Direction: Output exactly the lines from the first line of the records below through the line containing "dialog ─────────────── */", both included, leaving out any pictures.

Collected data

╔══

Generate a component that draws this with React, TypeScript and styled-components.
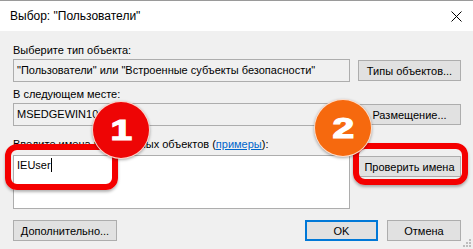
import styled, { createGlobalStyle } from "styled-components";

/* ─────────────── dialog ─────────────── */

export default function App() {
  return (
    <>
      <GlobalStyle />
      <Window>
        <TitleBar>
          <Title>Выбор: "Пользователи"</Title>
          <CloseButton aria-label="close">
            <svg width="11" height="11" viewBox="0 0 11 11">
              <path d="M0.5 0.5 L10.5 10.5 M10.5 0.5 L0.5 10.5" stroke="#000" strokeWidth="1" fill="none" />
            </svg>
          </CloseButton>
        </TitleBar>

        <Body>
          <FieldLabel top={12}>Выберите тип объекта:</FieldLabel>
          <Row>
            <ReadOnlyField>"Пользователи" или "Встроенные субъекты безопасности"</ReadOnlyField>
            <Button>Типы объектов...</Button>
          </Row>

          <FieldLabel top={5}>В следующем месте:</FieldLabel>
          <Row>
            <ReadOnlyField>MSEDGEWIN10</ReadOnlyField>
            <Button>Размещение...</Button>
          </Row>

          <FieldLabel top={11}>
            Введите имена выбираемых объектов (<Link href="#">примеры</Link>):
          </FieldLabel>
          <Row top={3} align="start">
            <NamesBox>
              IEUser<Caret />
            </NamesBox>
            <Button offset={1}>Проверить имена</Button>
          </Row>

          <Footer>
            <Button width={104}>Дополнительно...</Button>
            <FooterRight>
              <Button width={73} primary>OK</Button>
              <Button width={74}>Отмена</Button>
            </FooterRight>
          </Footer>
        </Body>

        <Grip width="8" height="8" viewBox="0 0 8 8">
          {[
            [6, 0],
            [6, 3],
            [3, 3],
            [6, 6],
            [3, 6],
            [0, 6],
          ].map(([x, y]) => (
            <rect key={`${x}-${y}`} x={x} y={y} width="2" height="2" fill="#bdbdbd" />
          ))}
        </Grip>

        {/* annotations */}
        <Frame style={{ left: 5, top: 143, width: 113, height: 46 }} />
        <Frame style={{ left: 353, top: 142, width: 115, height: 42 }} />
        <Badge color="#ee0505" style={{ left: 92, top: 100 }}>
          <Digit>1</Digit>
        </Badge>
        <Badge color="#f6690e" style={{ left: 314, top: 98 }}>
          <Digit>2</Digit>
        </Badge>
      </Window>
    </>
  );
}

/* ─────────────── styled components ─────────────── */

const GlobalStyle = createGlobalStyle`
  html, body {
    margin: 0;
    padding: 0;
    background: #f0f0f0;
  }
  body {
    font-family: "Liberation Sans", Arial, sans-serif;
    font-size: 11px;
    color: #000;
  }
`;

const Window = styled.div`
  position: relative;
  width: 473px;
  height: 249px;
  overflow: hidden;
  background: #f0f0f0;
  border-top: 1px solid #9a9a9a;
  box-sizing: border-box;
`;

const TitleBar = styled.div`
  display: flex;
  align-items: center;
  justify-content: space-between;
  height: 30px;
  background: #fff;
  padding: 0 10px 0 10px;
`;

const Title = styled.span`
  font-size: 12px;
  line-height: 15px;
`;

const CloseButton = styled.span`
  display: flex;
  align-items: center;
  margin-right: 1px;
`;

const Body = styled.div`
  display: flex;
  flex-direction: column;
  padding: 0 12px 0 13px;
`;

const FieldLabel = styled.div<{ top: number }>`
  margin-top: ${(p) => p.top}px;
  height: 15px;
  line-height: 15px;
  white-space: nowrap;
`;

const Row = styled.div<{ top?: number; align?: string }>`
  display: grid;
  grid-template-columns: 337px 103px;
  column-gap: 8px;
  align-items: ${(p) => p.align ?? "center"};
  margin-top: ${(p) => p.top ?? 1}px;
`;

const ReadOnlyField = styled.div`
  box-sizing: border-box;
  height: 23px;
  line-height: 21px;
  padding-left: 3px;
  border: 1px solid #adadad;
  background: #f0f0f0;
  white-space: nowrap;
  overflow: hidden;
`;

const NamesBox = styled.div`
  box-sizing: border-box;
  height: 54px;
  padding: 2px 3px;
  line-height: 15px;
  border: 1px solid #adadad;
  background: #fff;
`;

const Caret = styled.span`
  display: inline-block;
  width: 1px;
  height: 14px;
  background: #000;
  vertical-align: -3px;
`;

const Link = styled.a`
  color: #0066cc;
  text-decoration: underline;
`;

const Button = styled.button<{ width?: number; primary?: boolean; offset?: number }>`
  box-sizing: border-box;
  width: ${(p) => (p.width ? `${p.width}px` : "100%")};
  height: 21px;
  margin-top: ${(p) => p.offset ?? 0}px;
  padding: 0;
  font-family: inherit;
  font-size: 11px;
  color: #000;
  background: #e1e1e1;
  border: 1px solid ${(p) => (p.primary ? "#0078d7" : "#adadad")};
  box-shadow: ${(p) => (p.primary ? "inset 0 0 0 1px #0078d7" : "none")};
  white-space: nowrap;
`;

const Footer = styled.div`
  display: flex;
  justify-content: space-between;
  align-items: center;
  margin-top: 11px;
`;

const FooterRight = styled.div`
  display: flex;
  gap: 9px;
`;

const Grip = styled.svg`
  position: absolute;
  right: 2px;
  bottom: 2px;
`;

const Frame = styled.div`
  position: absolute;
  box-sizing: border-box;
  border: 6px solid #f40000;
  border-radius: 12px;
  box-shadow: 0 2px 3px rgba(0, 0, 0, 0.3);
`;

const Badge = styled.div<{ color: string }>`
  position: absolute;
  box-sizing: border-box;
  width: 58px;
  height: 58px;
  border-radius: 50%;
  background: ${(p) => p.color};
  border: 1.5px solid rgba(255, 235, 225, 0.9);
  box-shadow: 0 1px 3px rgba(0, 0, 0, 0.35);
  display: flex;
  align-items: center;
  justify-content: center;
`;

const Digit = styled.span`
  font-family: "Liberation Sans", Arial, sans-serif;
  font-weight: 700;
  font-size: 30px;
  line-height: 1;
  color: #fff;
  transform: scaleX(1.3);
  -webkit-text-stroke: 1.2px #fff;
`;
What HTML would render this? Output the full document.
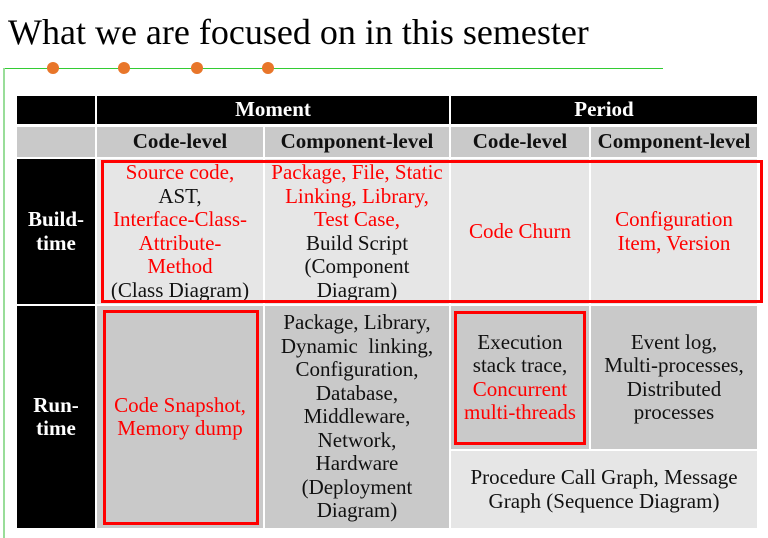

╚══

Right answer:
Generate a component that draws this with React, TypeScript and styled-components.
import styled, { createGlobalStyle } from "styled-components";

/* ─────────────── dialog ─────────────── */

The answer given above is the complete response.